***** Data shown
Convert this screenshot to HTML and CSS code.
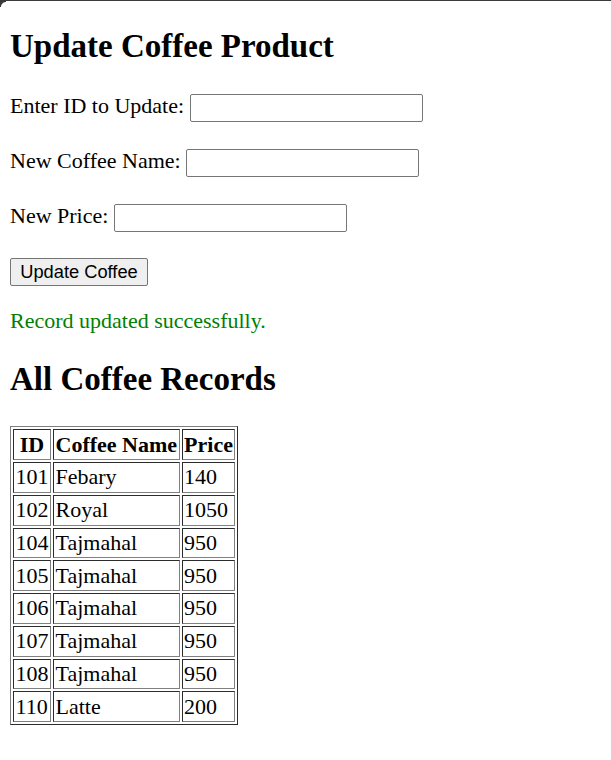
**********
***** Data shown
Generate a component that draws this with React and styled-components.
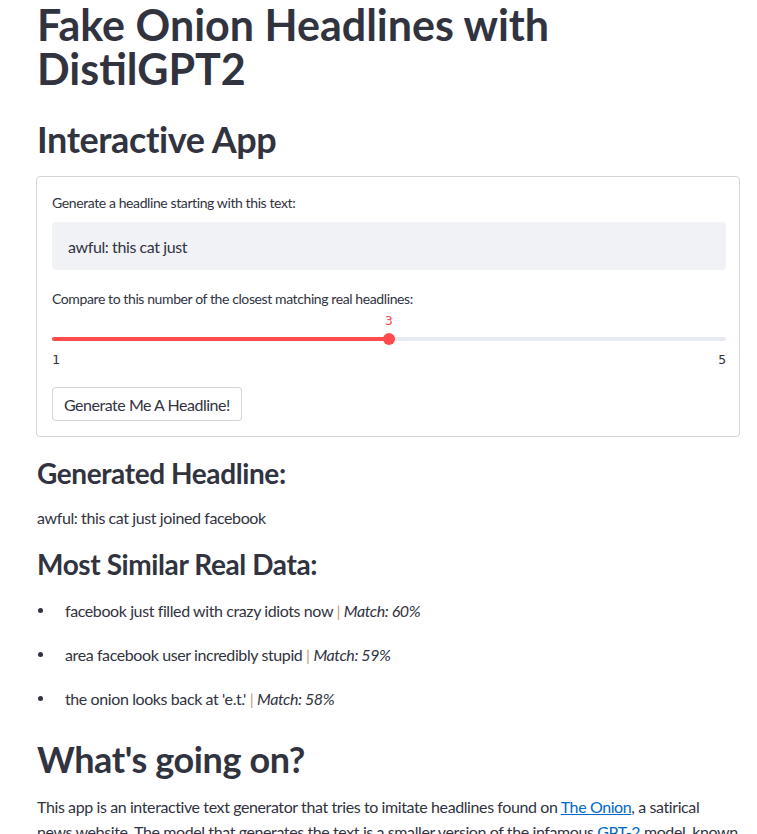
**********
***** Data shown
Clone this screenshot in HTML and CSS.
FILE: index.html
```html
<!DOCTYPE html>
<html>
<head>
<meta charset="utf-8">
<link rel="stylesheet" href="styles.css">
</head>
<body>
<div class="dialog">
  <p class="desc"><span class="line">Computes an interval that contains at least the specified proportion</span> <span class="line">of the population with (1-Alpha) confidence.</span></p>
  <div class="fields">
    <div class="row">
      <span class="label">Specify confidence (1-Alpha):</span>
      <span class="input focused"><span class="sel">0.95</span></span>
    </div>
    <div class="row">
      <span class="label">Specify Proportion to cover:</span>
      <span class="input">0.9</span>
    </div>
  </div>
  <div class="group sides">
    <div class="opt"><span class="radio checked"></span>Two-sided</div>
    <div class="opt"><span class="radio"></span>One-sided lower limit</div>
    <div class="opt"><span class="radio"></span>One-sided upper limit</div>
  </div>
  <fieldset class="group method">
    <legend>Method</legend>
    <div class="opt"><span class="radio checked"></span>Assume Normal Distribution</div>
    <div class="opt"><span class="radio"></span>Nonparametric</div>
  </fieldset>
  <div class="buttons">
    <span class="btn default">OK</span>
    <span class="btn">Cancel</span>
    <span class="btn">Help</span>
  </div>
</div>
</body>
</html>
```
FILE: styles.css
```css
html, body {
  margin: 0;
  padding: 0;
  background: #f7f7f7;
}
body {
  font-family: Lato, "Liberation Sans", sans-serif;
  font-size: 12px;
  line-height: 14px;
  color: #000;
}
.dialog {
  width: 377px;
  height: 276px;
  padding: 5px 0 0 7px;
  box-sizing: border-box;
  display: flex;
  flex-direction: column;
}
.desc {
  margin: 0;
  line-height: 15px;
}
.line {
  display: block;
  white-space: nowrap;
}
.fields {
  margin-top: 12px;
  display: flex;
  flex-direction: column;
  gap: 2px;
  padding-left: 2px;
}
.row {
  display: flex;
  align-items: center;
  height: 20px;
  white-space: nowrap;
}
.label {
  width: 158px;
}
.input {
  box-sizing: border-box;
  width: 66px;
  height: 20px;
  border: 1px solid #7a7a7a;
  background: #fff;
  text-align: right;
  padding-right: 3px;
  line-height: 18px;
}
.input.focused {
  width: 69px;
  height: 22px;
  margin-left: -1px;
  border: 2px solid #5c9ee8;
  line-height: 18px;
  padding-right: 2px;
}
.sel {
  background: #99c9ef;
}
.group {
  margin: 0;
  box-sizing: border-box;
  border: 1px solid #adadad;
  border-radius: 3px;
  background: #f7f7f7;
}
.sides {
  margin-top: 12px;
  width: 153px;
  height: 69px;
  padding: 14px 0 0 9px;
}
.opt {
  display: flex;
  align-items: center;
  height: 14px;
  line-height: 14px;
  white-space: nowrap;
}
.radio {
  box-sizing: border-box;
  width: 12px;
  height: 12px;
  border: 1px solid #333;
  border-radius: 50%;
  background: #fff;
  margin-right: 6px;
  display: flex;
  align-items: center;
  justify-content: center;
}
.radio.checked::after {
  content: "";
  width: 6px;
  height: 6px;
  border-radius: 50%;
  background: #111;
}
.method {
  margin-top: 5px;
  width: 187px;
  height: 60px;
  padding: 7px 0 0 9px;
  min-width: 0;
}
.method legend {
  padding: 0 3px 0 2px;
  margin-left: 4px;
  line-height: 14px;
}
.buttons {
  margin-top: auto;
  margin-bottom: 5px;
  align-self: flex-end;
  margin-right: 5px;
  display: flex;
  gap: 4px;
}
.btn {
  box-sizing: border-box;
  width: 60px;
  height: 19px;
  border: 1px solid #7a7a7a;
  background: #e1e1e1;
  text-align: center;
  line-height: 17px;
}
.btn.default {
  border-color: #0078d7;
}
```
**********
What the task requires →
Look through the records and gather every line containing "that".

Solution to the problem →
Generate a component that draws this with React and styled-components.
  <p class="desc"><span class="line">Computes an interval that contains at least the specified proportion</span> <span class="line">of the population with (1-Alpha) confidence.</span></p>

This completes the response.